Mark Parker phoned Steve Jobs with an idea designed to eliminate the loneliness of the long distance runner. The Nike CEO wanted his running shoes to communicate performance intelligence to runners in real time. The Apple CEO seized the opportunity by folding Parker's digitally informed athlete into the iPod platform, observing that 50% of the 50 million people who became iPod owners last year used the device during a workout. With each iPod sold generating an average of three to four accessory purchases, $1 billion in ancillary earnings, the Nike connection appeared to be a good fit.

Collaboration

The executives called upon their respective tech and branding teams to provide an integrated lifestyle management solution. They would develop a package of shoes, data, music, and apparel designed for a core audience dedicated to an active workout regimen.

The two corporations have this in common: They both define their core markets by lifestyle. The Oregon-based Nike brand defines its global market as the "sport culture." Apple's core target audience is best defined as the "creativity culture." The overlapping of sport and creative interests underlies the lifestyle + technology profile their partnership is founded upon.
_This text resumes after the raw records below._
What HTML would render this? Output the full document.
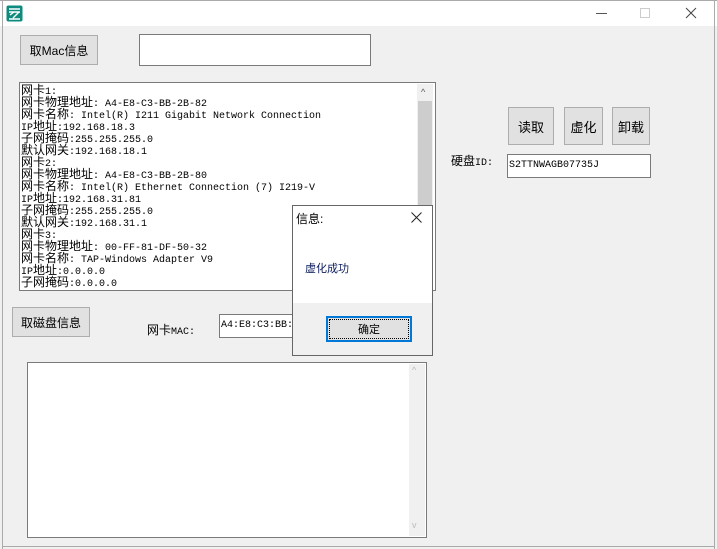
<!DOCTYPE html>
<html><head><meta charset="utf-8"><style>
*{box-sizing:border-box;margin:0;padding:0}
body{width:717px;height:549px;background:#f0f0f0;position:relative;overflow:hidden;font-family:"Liberation Sans","Noto Sans CJK SC",sans-serif;font-size:12px;color:#000}
.abs{position:absolute}
.btn{position:absolute;background:#e1e1e1;border:1px solid #adadad;display:flex;align-items:center;justify-content:center;font-size:12px}
.inp{position:absolute;background:#fff;border:1px solid #7a7a7a}
.mono{font-family:"Liberation Mono","Noto Sans CJK SC",monospace;font-size:10px;line-height:12px;white-space:nowrap}
.mono div{height:12px;line-height:12px;overflow:visible}
.c{font-family:"Noto Sans CJK SC",sans-serif;font-size:12px;line-height:12px}
</style></head><body>
<div class="abs" style="left:0;top:0;width:717px;height:26px;background:#fff"></div>
<div class="abs" style="left:2px;top:0;width:1px;height:549px;background:#aaa"></div>
<div class="abs" style="left:714px;top:0;width:1px;height:549px;background:#aaa"></div>
<div class="abs" style="left:2px;top:546px;width:713px;height:1px;background:#aaa"></div>
<div class="abs" style="left:0;top:0;width:717px;height:1px;background:#aaa"></div>
<svg class="abs" style="left:6px;top:5px" width="17" height="17"><rect x="0.5" y="0.5" width="16" height="16" rx="2" fill="#0e8a7e"/><path d="M3 4h11M3 7h11M4 10l4-3M7 13l6-6M3 14h11" stroke="#fff" stroke-width="1.4" fill="none"/></svg>
<div class="abs" style="left:596px;top:13px;width:11px;height:1px;background:#555"></div>
<div class="abs" style="left:640px;top:8px;width:10px;height:10px;border:1px solid #ccc"></div>
<svg class="abs" style="left:685px;top:7px" width="12" height="12"><path d="M1 1L11 11M11 1L1 11" stroke="#444" stroke-width="1"/></svg>

<div class="btn" style="left:20px;top:35px;width:78px;height:30px">取Mac信息</div>
<div class="inp" style="left:139px;top:34px;width:232px;height:32px"></div>

<div class="inp" style="left:19px;top:82px;width:417px;height:209px;overflow:hidden">
<div class="mono" style="position:absolute;left:1px;top:1px">
<div><span class="c">网卡</span>1:</div>
<div><span class="c">网卡物理地址</span>: A4-E8-C3-BB-2B-82</div>
<div><span class="c">网卡名称</span>: Intel(R) I211 Gigabit Network Connection</div>
<div>IP<span class="c">地址</span>:192.168.18.3</div>
<div><span class="c">子网掩码</span>:255.255.255.0</div>
<div><span class="c">默认网关</span>:192.168.18.1</div>
<div><span class="c">网卡</span>2:</div>
<div><span class="c">网卡物理地址</span>: A4-E8-C3-BB-2B-80</div>
<div><span class="c">网卡名称</span>: Intel(R) Ethernet Connection (7) I219-V</div>
<div>IP<span class="c">地址</span>:192.168.31.81</div>
<div><span class="c">子网掩码</span>:255.255.255.0</div>
<div><span class="c">默认网关</span>:192.168.31.1</div>
<div><span class="c">网卡</span>3:</div>
<div><span class="c">网卡物理地址</span>: 00-FF-81-DF-50-32</div>
<div><span class="c">网卡名称</span>: TAP-Windows Adapter V9</div>
<div>IP<span class="c">地址</span>:0.0.0.0</div>
<div><span class="c">子网掩码</span>:0.0.0.0</div>
</div>
<div class="abs" style="left:397px;top:1px;width:16px;height:206px;background:#f0f0f0"></div>
<div class="abs" style="left:398px;top:18px;width:14px;height:130px;background:#cdcdcd"></div>
<div class="abs" style="left:401px;top:4px;font-size:9px;color:#555">^</div>
</div>

<div class="btn" style="left:508px;top:107px;width:46px;height:38px;font-size:13px">读取</div>
<div class="btn" style="left:564px;top:107px;width:39px;height:38px;font-size:13px">虚化</div>
<div class="btn" style="left:612px;top:107px;width:38px;height:38px;font-size:13px">卸载</div>
<div class="abs mono" style="left:451px;top:155px"><span class="c">硬盘</span>ID:</div>
<div class="inp mono" style="left:507px;top:154px;width:144px;height:24px;padding:5px 0 0 1px">S2TTNWAGB07735J</div>

<div class="btn" style="left:12px;top:307px;width:78px;height:30px">取磁盘信息</div>
<div class="abs mono" style="left:147px;top:324px"><span class="c">网卡</span>MAC:</div>
<div class="inp mono" style="left:219px;top:314px;width:80px;height:24px;padding:5px 0 0 1px;overflow:hidden">A4:E8:C3:BB:</div>

<div class="inp" style="left:27px;top:362px;width:400px;height:176px">
<div class="abs" style="left:381px;top:1px;width:16px;height:172px;background:#f0f0f0"></div>
<div class="abs" style="left:384px;top:2px;font-size:9px;color:#bbb">^</div>
<div class="abs" style="left:384px;top:157px;font-size:9px;color:#bbb">v</div>
</div>

<div class="abs" style="left:292px;top:205px;width:141px;height:151px;background:#f0f0f0;border:1px solid #666">
<div class="abs" style="left:0;top:0;width:139px;height:97px;background:#fff"></div>
<div class="abs" style="left:3px;top:4px;font-size:12px">信息:</div>
<svg class="abs" style="left:118px;top:6px" width="11" height="11"><path d="M0.5 0.5L10.5 10.5M10.5 0.5L0.5 10.5" stroke="#222" stroke-width="1"/></svg>
<div class="abs" style="left:12px;top:54px;font-size:11px;color:#102060">虚化成功</div>
<div class="abs" style="left:33px;top:110px;width:86px;height:26px;border:2px solid #0078d7;background:#e1e1e1;display:flex;align-items:center;justify-content:center;font-size:11px"><div style="position:absolute;inset:1px;border:1px dotted #000"></div>确定</div>
</div>
</body></html>
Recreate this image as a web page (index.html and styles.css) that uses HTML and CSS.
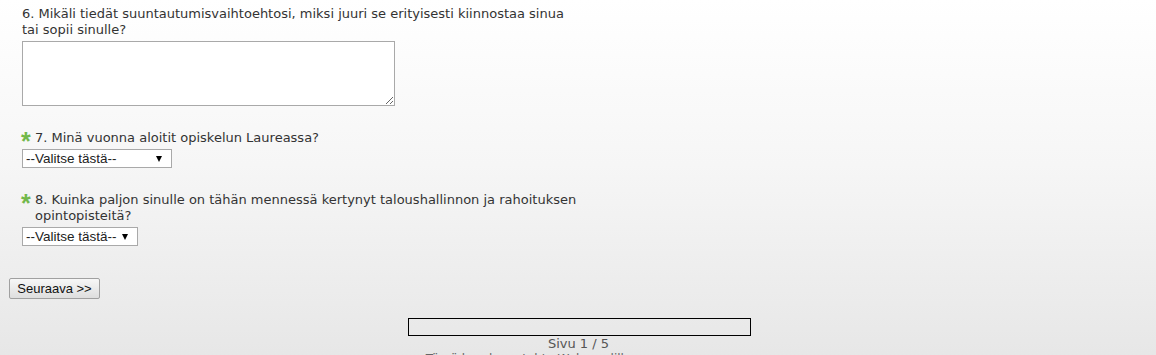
FILE: index.html
```html
<!DOCTYPE html>
<html lang="fi">
<head>
    <meta charset="UTF-8">
    <title>Kysely</title>
    <link rel="stylesheet" href="styles.css">
</head>
<body>
    <form class="survey">
        <div class="question">
            <div class="q-text">6. Mikäli tiedät suuntautumisvaihtoehtosi, miksi juuri se erityisesti kiinnostaa sinua tai sopii sinulle?</div>
            <textarea class="answer-area"></textarea>
        </div>

        <div class="question">
            <div class="q-text"><span class="star">*</span><span class="q-label">7. Minä vuonna aloitit opiskelun Laureassa?</span></div>
            <span class="select-wrap">
                <select class="answer-select wide">
                    <option>--Valitse tästä--</option>
                </select>
            </span>
        </div>

        <div class="question">
            <div class="q-text"><span class="star">*</span><span class="q-label">8. Kuinka paljon sinulle on tähän mennessä kertynyt taloushallinnon ja rahoituksen opintopisteitä?</span></div>
            <span class="select-wrap">
                <select class="answer-select">
                    <option>--Valitse tästä--</option>
                </select>
            </span>
        </div>

        <div class="nav">
            <button type="button" class="next-btn">Seuraava &gt;&gt;</button>
        </div>

        <div class="progress">
            <div class="progress-bar"></div>
            <div class="page-num">Sivu 1 / 5</div>
            <div class="footer-link">Tämä kysely on tehty Webropolilla</div>
        </div>
    </form>
</body>
</html>
```

FILE: styles.css
```css
html {
    min-height: 100%;
    background: linear-gradient(to bottom, #ffffff 0%, #f6f6f6 45%, #e6e6e6 100%);
}

body {
    margin: 0;
    padding: 0 8px 0 9px;
    color: #333;
    font-family: "DejaVu Sans", sans-serif;
    font-size: 13px;
    line-height: 16px;
}

.survey {
    padding-top: 6px;
}

.question {
    padding-left: 13px;
    width: 555px;
    margin-bottom: 24px;
}

.q-text {
    display: flex;
    align-items: flex-start;
}

.star {
    color: #72b84a;
    font-family: "Liberation Sans", Arial, sans-serif;
    font-size: 25px;
    font-weight: bold;
    line-height: 16px;
    width: 13px;
    flex-shrink: 0;
    position: relative;
    top: 3px;
    left: -1px;
}

.answer-area {
    display: block;
    margin: 3px 0 0 0;
    width: 373px;
    height: 65px;
    box-sizing: border-box;
    border: 1px solid #a9a9a9;
    background: #fff;
    resize: both;
}

.select-wrap {
    display: inline-block;
    position: relative;
    margin-top: 3px;
}

/* little black arrow like the old browser select */
.select-wrap::after {
    content: "";
    position: absolute;
    right: 10px;
    top: 7px;
    border-left: 3px solid transparent;
    border-right: 3px solid transparent;
    border-top: 6px solid #000;
    pointer-events: none;
}

.answer-select {
    display: block;
    -webkit-appearance: none;
    appearance: none;
    height: 19px;
    width: 150px;
    border: 1px solid #a9a9a9;
    border-radius: 0;
    background: #fff;
    font-family: "Liberation Sans", Arial, sans-serif;
    font-size: 13.5px;
    color: #222;
    padding: 0 2px 0 3px;
}

.answer-select:not(.wide) {
    width: 116px;
}

.nav {
    margin-top: 32px;
}

.next-btn {
    height: 21px;
    width: 91px;
    padding: 0;
    border: 1px solid #a0a0a0;
    border-radius: 2px;
    background: linear-gradient(to bottom, #f7f7f7, #dedede);
    font-family: "Liberation Sans", Arial, sans-serif;
    font-size: 13px;
    color: #111;
}

.progress {
    margin-top: 19px;
    display: flex;
    flex-direction: column;
    align-items: center;
}

.progress-bar {
    width: 341px;
    height: 16px;
    border: 1px solid #000;
    margin-left: 1px;
}

.page-num {
    color: #555;
    line-height: 16px;
}

.footer-link {
    margin-top: 0;
    color: #666;
    font-size: 12px;
    line-height: 14px;
    margin-right: 100px;
}
```
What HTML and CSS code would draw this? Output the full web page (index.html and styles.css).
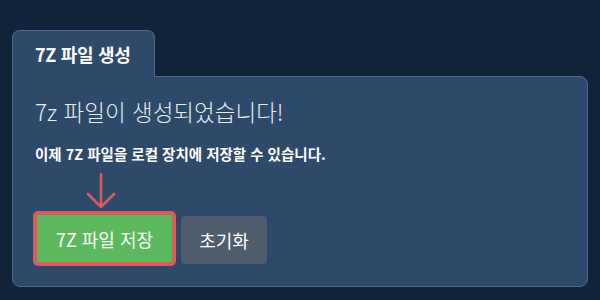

After 18 months of collaborative development, Parker and Jobs announced the result of their alliance—the impending release of the Nike+ iPod offering, revealing with it a brilliant marketing plan designed to...

  1. Attract exceptional attention by synergizing both brand values into a fusion brand.

  2. Respond to a well-defined audience's desire for experiential lifestyle support, when and where they choose.

  3. Develop long-term goodwill and consumer loyalty by continuously cultivating the brand-lifestyle relationship with core enthusiast communities.

  4. Expand the level of consumer interactivity with the brand via the Internet.

Meaningful Innovation

In late May, Nike and Apple unveiled their brand partnership at a New York event, with Parker and Jobs flanked by seven-time Tour de France champion Lance Armstrong and marathon world record holder Paula Radcliffe.

"Nike+ iPod is a partnership between two iconic, global brands with a shared passion for creating meaningful consumer product experiences through design and innovation," Parker said. "We're working with Nike to take music and sport to a new level," Steve Jobs added.

With the launch of Nike+ iPod slated for mid-July, the companies are preparing their channels to sell more shoes and apparel, more devices, music, and podcasts. But that's just the beginning. The partners regard it as a "great start" to an increasingly evolving collaborative plan aimed at developing new markets defined by lifestyle interplays and driven by digital convergence.

Run for Your Lifestyle

The integrated functionality of the package is inseparable from its marketing story.

Start with the basic equipment: You will need to buy the new line of digital-ready Nike running shoes, the Air Zoom Moire ($99/pair) designed with a built-in insole pocket to house an accelerometer that comes with the Nike+ iPod Sports Kit ($29). The package includes the MEM sensor for tracking a runner's performance data in three axes (space, temperature, direction), and a wireless receiver that connects to the iPod nano ($149-$249).

The iPod works in conjunction with the Internet to make full use of input and output functions. It will automatically sync and store your workout data on a personalized log at nikeplus.com.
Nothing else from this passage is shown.